Hidup monastik dan klausura pantas mendapat perhatian khusus karena jemaat Kristiani sangat menjunjung tinggi corak hidup kontemplatif yang menandakan persatuan eksklusif Gereja sebagai Mempelai dengan Tuhannya, yang dikasihinya di atas segala sesuatu. Hidup para rubiah dalam klausura secara istimewa dibaktikan kepada doa, askese dan kemajuan yang tekun dalam hidup rohani, “tidak lain ialah perjalanan menuju Yerusalem surgawi dan antisipasi Gereja pada akhir jaman, yang pantang berubah dalam memiliki Allah dan berkontemplasi tentang Allah. Mereka menanggapi keperluan Gereja dalam terang panggilan dan misi yaitu menyatu dengan Tuhan.
            Para rubiah dalam klausura, ruang yang tertutup, untuk menghayati hidup mereka ikut serta dengan Kristus yang mengosongkan diri, melalui kemiskinan radikal tanpa dihalangi ruang, sekat, dan lepas bebas dari sekian banyak keuntungan ciptaan. Persembahan hidup mereka bersama Yesus demi keselamatan dunia memampukan mereka masuk secara lebih penuh dalam misteri Ekaristi.

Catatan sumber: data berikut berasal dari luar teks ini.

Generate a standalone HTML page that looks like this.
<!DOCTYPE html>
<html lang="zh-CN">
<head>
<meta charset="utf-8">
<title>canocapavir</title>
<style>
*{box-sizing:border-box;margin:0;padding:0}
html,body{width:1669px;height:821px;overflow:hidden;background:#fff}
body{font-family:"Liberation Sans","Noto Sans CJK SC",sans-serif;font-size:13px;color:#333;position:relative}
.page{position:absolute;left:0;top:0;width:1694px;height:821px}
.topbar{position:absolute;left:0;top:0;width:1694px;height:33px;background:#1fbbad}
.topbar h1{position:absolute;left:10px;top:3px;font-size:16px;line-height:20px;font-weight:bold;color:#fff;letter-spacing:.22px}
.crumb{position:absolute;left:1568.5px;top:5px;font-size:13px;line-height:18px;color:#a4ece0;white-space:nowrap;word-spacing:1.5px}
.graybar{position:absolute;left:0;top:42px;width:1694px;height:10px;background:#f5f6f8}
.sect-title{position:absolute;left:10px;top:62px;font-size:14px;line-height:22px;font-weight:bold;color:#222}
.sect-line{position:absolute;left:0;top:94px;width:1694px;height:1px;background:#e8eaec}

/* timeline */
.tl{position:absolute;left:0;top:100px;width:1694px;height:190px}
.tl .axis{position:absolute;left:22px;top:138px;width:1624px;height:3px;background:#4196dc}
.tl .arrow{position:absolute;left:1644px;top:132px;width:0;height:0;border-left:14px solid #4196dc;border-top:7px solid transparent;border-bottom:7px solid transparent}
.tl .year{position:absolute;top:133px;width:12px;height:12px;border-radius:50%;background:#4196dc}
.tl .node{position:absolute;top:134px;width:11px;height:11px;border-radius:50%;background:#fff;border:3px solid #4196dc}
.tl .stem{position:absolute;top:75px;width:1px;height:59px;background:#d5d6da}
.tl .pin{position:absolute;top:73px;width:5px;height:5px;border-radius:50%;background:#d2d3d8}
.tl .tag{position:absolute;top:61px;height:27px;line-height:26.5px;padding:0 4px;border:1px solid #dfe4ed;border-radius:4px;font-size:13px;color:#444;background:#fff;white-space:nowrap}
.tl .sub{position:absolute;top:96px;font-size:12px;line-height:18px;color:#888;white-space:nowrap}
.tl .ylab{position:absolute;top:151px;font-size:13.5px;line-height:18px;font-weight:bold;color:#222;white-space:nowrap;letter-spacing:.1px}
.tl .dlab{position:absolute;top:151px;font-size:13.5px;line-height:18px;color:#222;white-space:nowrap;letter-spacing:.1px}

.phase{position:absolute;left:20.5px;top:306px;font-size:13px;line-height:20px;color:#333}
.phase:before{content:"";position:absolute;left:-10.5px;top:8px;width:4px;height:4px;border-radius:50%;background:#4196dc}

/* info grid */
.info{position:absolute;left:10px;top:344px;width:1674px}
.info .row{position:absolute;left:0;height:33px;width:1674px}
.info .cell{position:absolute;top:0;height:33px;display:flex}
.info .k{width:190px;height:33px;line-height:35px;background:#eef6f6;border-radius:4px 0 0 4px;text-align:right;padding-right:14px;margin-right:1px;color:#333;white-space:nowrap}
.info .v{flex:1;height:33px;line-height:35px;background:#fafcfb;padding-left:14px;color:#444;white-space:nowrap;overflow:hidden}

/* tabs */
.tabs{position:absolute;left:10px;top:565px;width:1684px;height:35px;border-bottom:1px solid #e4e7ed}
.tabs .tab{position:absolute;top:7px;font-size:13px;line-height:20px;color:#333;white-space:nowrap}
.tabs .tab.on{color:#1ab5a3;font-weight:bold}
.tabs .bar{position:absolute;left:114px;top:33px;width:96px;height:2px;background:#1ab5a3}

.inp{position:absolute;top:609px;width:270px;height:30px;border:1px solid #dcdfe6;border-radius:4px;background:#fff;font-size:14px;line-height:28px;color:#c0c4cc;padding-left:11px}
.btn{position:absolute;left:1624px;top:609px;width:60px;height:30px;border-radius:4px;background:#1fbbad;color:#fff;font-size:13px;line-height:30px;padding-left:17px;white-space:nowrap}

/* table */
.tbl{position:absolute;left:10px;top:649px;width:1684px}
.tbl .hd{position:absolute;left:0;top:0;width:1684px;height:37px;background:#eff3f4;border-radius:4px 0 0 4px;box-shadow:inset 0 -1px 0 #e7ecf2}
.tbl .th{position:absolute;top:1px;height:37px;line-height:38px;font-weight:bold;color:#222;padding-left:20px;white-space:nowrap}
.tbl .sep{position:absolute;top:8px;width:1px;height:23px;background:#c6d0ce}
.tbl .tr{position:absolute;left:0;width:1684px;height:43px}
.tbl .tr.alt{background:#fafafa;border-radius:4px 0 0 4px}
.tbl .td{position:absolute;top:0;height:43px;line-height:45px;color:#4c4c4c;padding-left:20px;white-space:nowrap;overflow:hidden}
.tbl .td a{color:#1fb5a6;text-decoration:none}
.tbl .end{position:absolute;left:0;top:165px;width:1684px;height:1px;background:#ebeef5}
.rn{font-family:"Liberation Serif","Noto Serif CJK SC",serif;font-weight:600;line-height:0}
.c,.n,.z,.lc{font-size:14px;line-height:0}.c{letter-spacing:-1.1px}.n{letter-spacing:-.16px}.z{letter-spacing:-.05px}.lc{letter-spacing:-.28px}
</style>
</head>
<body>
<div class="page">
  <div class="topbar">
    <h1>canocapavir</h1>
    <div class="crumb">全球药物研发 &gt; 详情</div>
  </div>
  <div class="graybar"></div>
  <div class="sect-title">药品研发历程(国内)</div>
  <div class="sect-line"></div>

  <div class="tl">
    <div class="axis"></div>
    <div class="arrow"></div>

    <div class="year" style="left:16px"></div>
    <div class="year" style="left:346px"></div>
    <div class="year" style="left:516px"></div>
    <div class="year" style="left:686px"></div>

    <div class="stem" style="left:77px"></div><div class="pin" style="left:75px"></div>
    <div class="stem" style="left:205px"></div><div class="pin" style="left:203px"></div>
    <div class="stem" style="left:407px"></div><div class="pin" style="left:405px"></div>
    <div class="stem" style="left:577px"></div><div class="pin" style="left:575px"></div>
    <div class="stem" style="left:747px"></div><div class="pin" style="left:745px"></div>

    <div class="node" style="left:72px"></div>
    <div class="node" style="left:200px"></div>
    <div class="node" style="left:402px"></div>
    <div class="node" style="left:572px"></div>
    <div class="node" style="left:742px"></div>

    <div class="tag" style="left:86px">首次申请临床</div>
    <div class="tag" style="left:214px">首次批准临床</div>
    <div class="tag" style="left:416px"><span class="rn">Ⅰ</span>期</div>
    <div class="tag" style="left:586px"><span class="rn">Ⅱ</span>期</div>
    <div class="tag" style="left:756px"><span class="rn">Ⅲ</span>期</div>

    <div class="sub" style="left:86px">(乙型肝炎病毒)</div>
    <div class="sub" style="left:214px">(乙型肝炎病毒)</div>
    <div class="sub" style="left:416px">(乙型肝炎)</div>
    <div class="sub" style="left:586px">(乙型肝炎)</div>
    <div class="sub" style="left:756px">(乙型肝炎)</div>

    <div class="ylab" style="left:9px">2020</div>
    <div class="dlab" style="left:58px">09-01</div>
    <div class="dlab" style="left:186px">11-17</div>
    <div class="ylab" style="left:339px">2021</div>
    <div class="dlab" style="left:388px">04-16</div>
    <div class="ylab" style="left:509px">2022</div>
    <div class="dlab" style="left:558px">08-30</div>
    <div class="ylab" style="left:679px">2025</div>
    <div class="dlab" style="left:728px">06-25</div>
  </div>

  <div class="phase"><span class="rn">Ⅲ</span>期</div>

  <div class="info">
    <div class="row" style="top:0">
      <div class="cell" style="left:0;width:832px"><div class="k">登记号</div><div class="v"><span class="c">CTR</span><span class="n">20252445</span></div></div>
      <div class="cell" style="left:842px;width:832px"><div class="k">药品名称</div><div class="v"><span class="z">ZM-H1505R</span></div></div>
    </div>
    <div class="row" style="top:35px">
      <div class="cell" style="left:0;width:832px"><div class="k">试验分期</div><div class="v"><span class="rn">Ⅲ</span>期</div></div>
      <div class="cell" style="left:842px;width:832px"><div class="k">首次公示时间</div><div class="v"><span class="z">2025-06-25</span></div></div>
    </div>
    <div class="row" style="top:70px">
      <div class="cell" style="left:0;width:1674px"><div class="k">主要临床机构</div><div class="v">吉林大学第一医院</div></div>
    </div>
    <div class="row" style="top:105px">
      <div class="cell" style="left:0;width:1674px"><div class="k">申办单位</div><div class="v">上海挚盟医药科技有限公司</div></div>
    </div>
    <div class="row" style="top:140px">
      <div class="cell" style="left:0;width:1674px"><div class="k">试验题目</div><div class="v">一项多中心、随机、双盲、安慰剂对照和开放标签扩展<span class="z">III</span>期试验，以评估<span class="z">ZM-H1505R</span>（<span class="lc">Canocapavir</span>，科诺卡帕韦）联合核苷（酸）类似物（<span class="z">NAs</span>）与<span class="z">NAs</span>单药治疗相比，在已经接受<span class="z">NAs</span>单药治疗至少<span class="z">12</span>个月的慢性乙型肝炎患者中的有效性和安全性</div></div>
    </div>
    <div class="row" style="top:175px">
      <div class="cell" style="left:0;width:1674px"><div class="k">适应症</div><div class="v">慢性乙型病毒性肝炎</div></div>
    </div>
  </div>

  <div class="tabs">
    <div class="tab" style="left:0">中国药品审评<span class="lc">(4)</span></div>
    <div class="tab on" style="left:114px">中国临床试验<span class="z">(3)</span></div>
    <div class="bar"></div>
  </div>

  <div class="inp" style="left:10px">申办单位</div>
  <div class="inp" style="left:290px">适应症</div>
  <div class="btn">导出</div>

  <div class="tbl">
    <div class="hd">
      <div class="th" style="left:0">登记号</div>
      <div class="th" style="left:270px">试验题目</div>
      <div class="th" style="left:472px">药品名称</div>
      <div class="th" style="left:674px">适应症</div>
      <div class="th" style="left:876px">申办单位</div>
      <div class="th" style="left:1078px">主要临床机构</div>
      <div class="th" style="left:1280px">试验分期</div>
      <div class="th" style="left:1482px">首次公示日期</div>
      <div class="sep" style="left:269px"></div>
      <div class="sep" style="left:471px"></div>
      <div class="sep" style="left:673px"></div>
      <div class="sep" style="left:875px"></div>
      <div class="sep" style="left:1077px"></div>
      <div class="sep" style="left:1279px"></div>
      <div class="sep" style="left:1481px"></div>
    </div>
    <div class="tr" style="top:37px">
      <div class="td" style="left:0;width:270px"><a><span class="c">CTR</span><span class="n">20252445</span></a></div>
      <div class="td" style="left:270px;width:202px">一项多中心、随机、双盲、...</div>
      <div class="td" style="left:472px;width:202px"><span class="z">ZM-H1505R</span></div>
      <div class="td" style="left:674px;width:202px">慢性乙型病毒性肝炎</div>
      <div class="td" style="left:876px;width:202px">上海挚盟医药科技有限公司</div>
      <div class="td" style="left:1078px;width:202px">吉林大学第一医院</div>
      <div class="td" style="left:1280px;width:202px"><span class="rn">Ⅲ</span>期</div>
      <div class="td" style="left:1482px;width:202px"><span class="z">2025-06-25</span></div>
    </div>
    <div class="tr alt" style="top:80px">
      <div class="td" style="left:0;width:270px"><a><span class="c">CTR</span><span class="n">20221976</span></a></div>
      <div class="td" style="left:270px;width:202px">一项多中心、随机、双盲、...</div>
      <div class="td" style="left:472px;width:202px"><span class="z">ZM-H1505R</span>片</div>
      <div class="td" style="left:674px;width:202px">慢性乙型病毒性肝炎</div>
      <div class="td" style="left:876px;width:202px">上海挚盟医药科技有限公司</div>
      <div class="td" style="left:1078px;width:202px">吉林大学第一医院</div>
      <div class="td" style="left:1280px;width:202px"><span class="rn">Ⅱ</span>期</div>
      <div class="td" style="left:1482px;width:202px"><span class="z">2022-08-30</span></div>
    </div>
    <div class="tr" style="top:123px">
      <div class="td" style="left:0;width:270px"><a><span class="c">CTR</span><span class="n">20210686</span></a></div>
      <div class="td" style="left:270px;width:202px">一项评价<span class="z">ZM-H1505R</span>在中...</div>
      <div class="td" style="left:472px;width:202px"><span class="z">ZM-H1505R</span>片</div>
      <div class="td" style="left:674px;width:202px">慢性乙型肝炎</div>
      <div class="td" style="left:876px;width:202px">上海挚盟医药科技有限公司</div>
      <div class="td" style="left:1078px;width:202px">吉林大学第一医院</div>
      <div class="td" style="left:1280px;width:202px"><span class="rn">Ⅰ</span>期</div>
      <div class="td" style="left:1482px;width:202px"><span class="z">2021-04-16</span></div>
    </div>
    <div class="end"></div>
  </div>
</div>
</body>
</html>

Persembahan mereka meliputi unsur pengurbanan, silih atas dosa-dosa, sebagai Pujian Syukur kepada Bapa, dan ikut serta dalam doa syukur Sang Putera yang terkasih.

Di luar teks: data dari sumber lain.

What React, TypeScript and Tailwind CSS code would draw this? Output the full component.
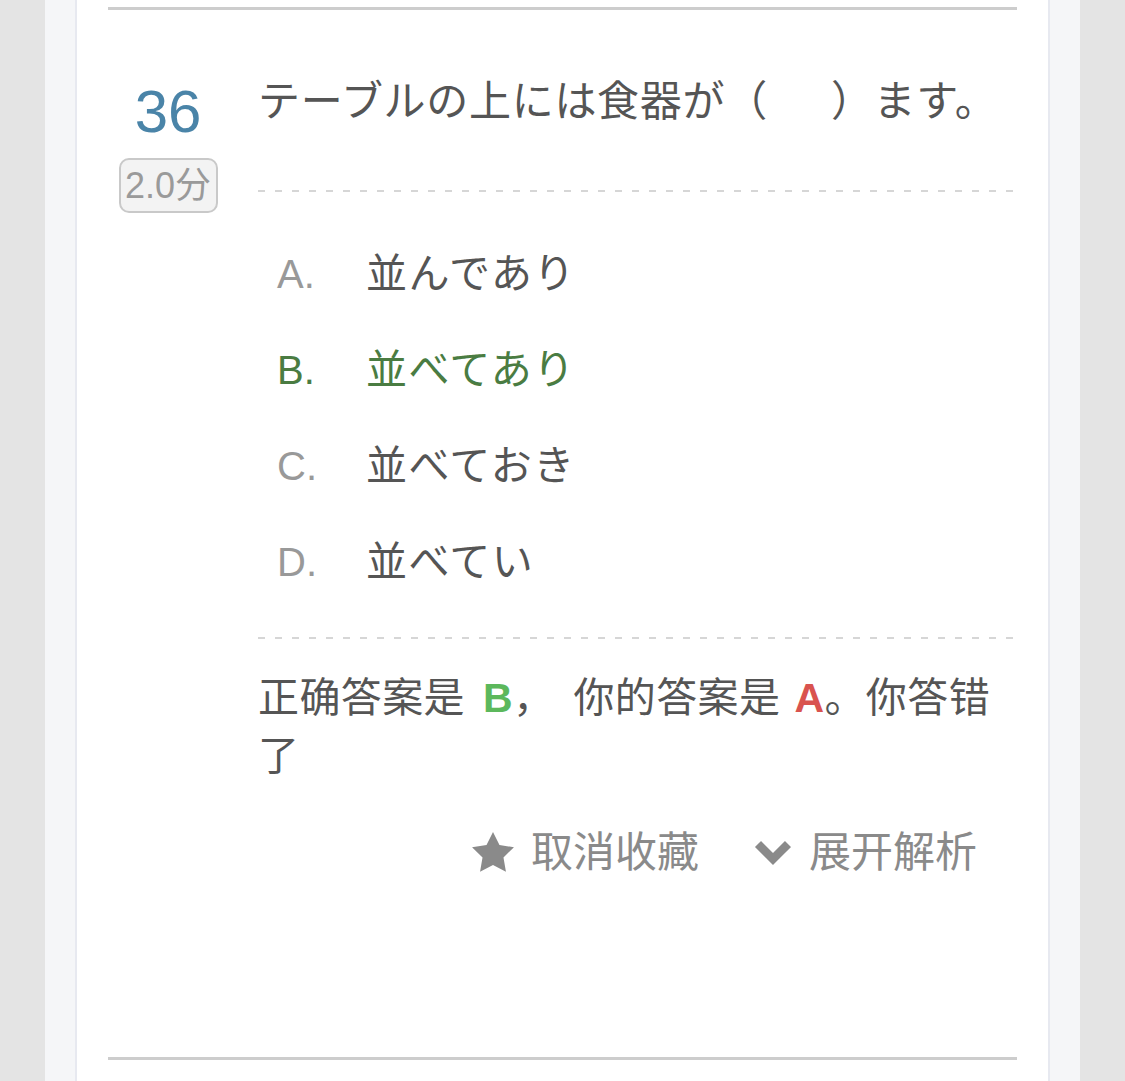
const options = [
  { key: "A", text: "並んであり", correct: false },
  { key: "B", text: "並べてあり", correct: true },
  { key: "C", text: "並べておき", correct: false },
  { key: "D", text: "並べてい", correct: false },
];

function Dashed({ className = "" }: { className?: string }) {
  return (
    <div
      className={`h-[2px] bg-[repeating-linear-gradient(to_right,#d6d6d6_0_7px,transparent_7px_17px)] ${className}`}
    />
  );
}

export default function App() {
  return (
    <div className="min-h-screen bg-[#e4e4e4] px-[45px] font-['Liberation_Sans','Noto_Sans_CJK_SC',sans-serif]">
      <div className="min-h-screen bg-[#f5f6f8] px-[30px]">
        <div className="min-h-screen bg-white border-x-2 border-[#e7e9f0] px-[31px] pt-[7px] pb-[21px]">
          <div className="h-[3px] bg-[#cdcdcd]" />

          {/* 题目 */}
          <div className="mt-[58px] flex gap-[30px]">
            <div className="w-[120px] shrink-0 flex flex-col items-center pt-[14px]">
              <div className="text-[60px] leading-none text-[#4a84a8]">36</div>
              <div className="mt-[16px] w-[99px] h-[55px] flex items-center justify-center rounded-[10px] border-2 border-[#c9c9c9] bg-[#f3f3f3] text-[36px] leading-none text-[#9a9a9a]">
                2.0分
              </div>
            </div>

            <div className="flex-1">
              <p className="text-[42px] leading-[60px] tracking-[0.7px] text-[#555] font-['Noto_Sans_CJK_JP',sans-serif]">
                テーブルの上には食器が（<span className="inline-block w-[63px]" />）ます。
              </p>

              <Dashed className="mt-[62px]" />

              <div className="mt-[30px]">
                {options.map((o) => (
                  <div
                    key={o.key}
                    className={`h-[96px] leading-[96px] pl-[19px] text-[41px] whitespace-nowrap ${
                      o.correct ? "text-[#4a7c42]" : "text-[#555]"
                    }`}
                  >
                    <span
                      className={`inline-block w-[89px] text-[40px] font-['Liberation_Sans',sans-serif] ${
                        o.correct ? "text-[#4a7c42]" : "text-[#999]"
                      }`}
                    >
                      {o.key}.
                    </span>
                    <span className="tracking-[1.5px] font-['Noto_Sans_CJK_JP',sans-serif]">{o.text}</span>
                  </div>
                ))}
              </div>

              <Dashed className="mt-[31px]" />

              {/* 答案 */}
              <p className="mt-[30px] text-[41px] leading-[58px] tracking-[0.4px] text-[#555]">
                <span>正确答案是</span>
                <b className="ml-[18px] font-bold text-[#5cb85c]">B</b>
                <span>，</span>
                <span className="ml-[19px]">你的答案是</span>
                <b className="ml-[14px] font-bold text-[#d9534f]">A</b>
                <span>。你答错</span>
                <span>了</span>
              </p>

              <div className="mt-[37px] h-[60px] flex items-center justify-end gap-[55px] pr-[40px] text-[42px] text-[#8a8a8a]">
                <button className="flex items-center gap-[17px] cursor-pointer">
                  <svg width="42" height="40" viewBox="2 2 20 19.1" className="fill-[#8a8a8a]">
                    <polygon points="12,2 15.09,8.26 22,9.27 17,14.14 18.18,21.02 12,17.77 5.82,21.02 7,14.14 2,9.27 8.91,8.26" />
                  </svg>
                  <span>取消收藏</span>
                </button>
                <button className="flex items-center gap-[17px] cursor-pointer">
                  <svg width="38" height="27" viewBox="0 0 38 27">
                    <polyline
                      points="4,5 19,20 34,5"
                      fill="none"
                      stroke="#8a8a8a"
                      strokeWidth="8.5"
                      strokeLinejoin="miter"
                    />
                  </svg>
                  <span>展开解析</span>
                </button>
              </div>
            </div>
          </div>

          <div className="mt-[175px] h-[3px] bg-[#cdcdcd]" />
        </div>
      </div>
    </div>
  );
}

            Klausura berakar dalam aspirasi rohani yang mendalam dari cara menghayati Paska Kristus selain sebagai praktek askese yang sangat bernilai. Dari pengalaman “kematian atas dosa”, klausura menjadi kelimpahan hidup yang mengungkapkan pewartaan penuh kegembiraan dan antisipasi kenabian yang ditawarkan kepada tiap orang dan seluruh umat manusia untuk hidup semata-mata dalam Kristus Yesus (bdk. Roma 6:11).
            Klausura mengingatkan akan ruang dalam hati, dimana tiap orang dipanggil untuk bersatu dengan Tuhan. Klausura menjadi tempat persekutuan rohani dengan Allah dan sesama sekaligus sebagai anugerah dan jawaban cintakasih sukarela. Klausura yang membatasi ruang dan kontak-kontak duniawi berperan meningkatkan proses pembatinan nilai-nilai Injili (bdk. Yoh 13:34; Mat 5:3,8).

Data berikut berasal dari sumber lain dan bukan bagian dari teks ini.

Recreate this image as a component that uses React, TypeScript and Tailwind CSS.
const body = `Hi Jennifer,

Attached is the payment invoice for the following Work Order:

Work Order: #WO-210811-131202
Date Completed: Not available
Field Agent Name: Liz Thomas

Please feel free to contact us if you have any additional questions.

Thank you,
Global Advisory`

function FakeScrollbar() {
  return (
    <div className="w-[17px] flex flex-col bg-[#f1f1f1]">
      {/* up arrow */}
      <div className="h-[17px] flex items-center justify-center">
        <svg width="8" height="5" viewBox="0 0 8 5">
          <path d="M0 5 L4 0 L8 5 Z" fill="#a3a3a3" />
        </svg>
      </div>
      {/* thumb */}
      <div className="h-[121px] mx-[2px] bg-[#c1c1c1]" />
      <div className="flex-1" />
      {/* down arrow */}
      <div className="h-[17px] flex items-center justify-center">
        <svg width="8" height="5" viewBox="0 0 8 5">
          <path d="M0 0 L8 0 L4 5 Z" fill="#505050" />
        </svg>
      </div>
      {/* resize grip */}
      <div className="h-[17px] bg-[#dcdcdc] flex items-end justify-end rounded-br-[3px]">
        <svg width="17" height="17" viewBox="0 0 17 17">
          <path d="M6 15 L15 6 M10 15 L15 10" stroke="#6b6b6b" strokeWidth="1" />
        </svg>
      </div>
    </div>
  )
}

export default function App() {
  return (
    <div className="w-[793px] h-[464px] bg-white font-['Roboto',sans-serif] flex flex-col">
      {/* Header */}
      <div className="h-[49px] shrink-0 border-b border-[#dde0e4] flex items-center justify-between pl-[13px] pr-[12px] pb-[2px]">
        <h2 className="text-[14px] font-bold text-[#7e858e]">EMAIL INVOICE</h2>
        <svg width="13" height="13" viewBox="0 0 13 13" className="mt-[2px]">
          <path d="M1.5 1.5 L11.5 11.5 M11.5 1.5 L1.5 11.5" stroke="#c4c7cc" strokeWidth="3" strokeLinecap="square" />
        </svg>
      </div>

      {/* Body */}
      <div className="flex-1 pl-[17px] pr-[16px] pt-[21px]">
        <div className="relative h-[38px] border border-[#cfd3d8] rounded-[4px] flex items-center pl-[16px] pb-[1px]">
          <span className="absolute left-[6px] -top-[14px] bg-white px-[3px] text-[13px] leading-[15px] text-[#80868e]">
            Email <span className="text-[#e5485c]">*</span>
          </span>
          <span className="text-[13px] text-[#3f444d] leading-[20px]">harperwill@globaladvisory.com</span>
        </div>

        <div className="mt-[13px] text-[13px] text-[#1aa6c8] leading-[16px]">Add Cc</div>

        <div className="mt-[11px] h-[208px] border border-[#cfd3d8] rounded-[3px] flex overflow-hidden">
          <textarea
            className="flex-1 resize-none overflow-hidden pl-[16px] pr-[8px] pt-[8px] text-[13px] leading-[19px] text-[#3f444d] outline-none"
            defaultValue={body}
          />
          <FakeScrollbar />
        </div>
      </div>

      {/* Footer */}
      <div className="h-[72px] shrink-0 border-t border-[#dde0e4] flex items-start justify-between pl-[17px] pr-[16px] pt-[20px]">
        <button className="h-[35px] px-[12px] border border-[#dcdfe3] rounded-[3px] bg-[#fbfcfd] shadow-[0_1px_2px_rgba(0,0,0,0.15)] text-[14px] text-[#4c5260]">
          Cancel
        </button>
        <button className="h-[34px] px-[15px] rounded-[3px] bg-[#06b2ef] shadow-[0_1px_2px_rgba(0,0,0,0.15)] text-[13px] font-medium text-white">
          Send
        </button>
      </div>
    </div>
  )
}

            Komunitas-komunitas klausura dalam kesederhanaan hidup ibarat kota-kota di atas gunung atau pelita-pelita di atas kaki dian (Mat 5:14-15) menampakkan tujuan perjalanan Gereja. Mereka yang berada di jantung hati Gereja, memberi semangat penuh dalam kegiatan sekaligus meluangkan waktu untuk kontemplasi, menuju pemulihan segala sesuatu dalam Kristus di masa mendatang bila Kristus akan tampil “dalam kemuliaan bersama Mempelainya (Kol 3:1-4)”. Kristus akan menyerahkan “Kerajaan Allah Bapa sesudah menghancurkan tiap pemerintahan dan tiap kewenangan serta kuasa...supaya Allah menjadi semuanya dalam segalanya (1 Kor 15:24.28).” Paus Yoh Paulus II menyatakan hidup kontemplatif bernilai melebihi pekerjaan mana pun, membuahkan efektivitas apostolis dan misioner yang luar biasa dan sebagai wahana cintakasih yang murni.